Ukrainians: refused to take instruction from women.

Which group is perfect? Filipinos. Reliable, great neighbors if you
live next door to them, hard working. OK, one small cultural problem:
they don’t tend to mow their front lawn. They park their car there
instead. But:

“There’ll always be some cultural differences. They really are good
neighbors. They participate in the community.”

These rules could easily have come from Germany. Practicality insidiously mixed with morality. I don’t mean the unmentionables. I mean the “what would the neighbors think?” Shaming and group pressure are built into several of these. I do remember the ‘use one clip for two adjacent items,’ and the prohibition against visible housework on Sundays.

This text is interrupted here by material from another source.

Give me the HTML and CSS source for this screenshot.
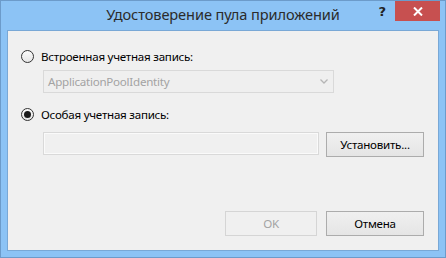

19th Century immigrants received land grants for $10/acre. Sounded
like US homesteading. They were under time pressure to clear acreage
at a prescribed rate. Interesting to me: while the prairie grass lots
were trivial to get ready for planting, most immigrants preferred
wooded ground, in spite of the bone breaking labor. Reason: they were
able to build housing, and had firewood. It’s all a tradeoff.

Brassiere of a formidable Russian immigrant woman? (Probably antisemitic?)
Nope: part of an oxen pulling stuff setup.

Why were oxen preferred to horses for pulling? Particularly since you had to let them rest mid-day, lest they overheat. First, they were cheaper. Second, no need to feed them oats; they ate the prairie grass that needed getting rid of anyway. Third, they were less likely to run away, or be stolen. If they were, you could easily catch up with them on a horse. Pretty cool, eh?

Question from the husband:

“Do they not teach geography in the US? We travel there, and say we
are from Manitoba, and nobody knows where that is. It’s a bit
disappointing.”

I didn’t have the heart to mention that my experience with East Coast
Canadians is that they view Canada as a country with a giant chasm in
the middle. Maybe caused by some cataclysmic geological event millions of years ago. Canada is everything up to Thunder Bay. Then the country
starts again in Alberta.

Who are these people? What’s common to them?
They were all from Neepawa, and they died on the Titanic.

The grain silos serve a number of functions. Obviously, a place grain to be collected by the railroad or truck. Farmers used to try and lock in a price. Then the timing of when the grain traveled was not critical. The young farmers continuously check their computers for grain prices, and hold the grain till the best moment. Often a while after the harvest glut.

So much interesting stuff in that museum. Plus all the ag biz info.

On to Saskatoon. Which is disconcertingly reminiscent of Brigadoon. Hope it’ll be there!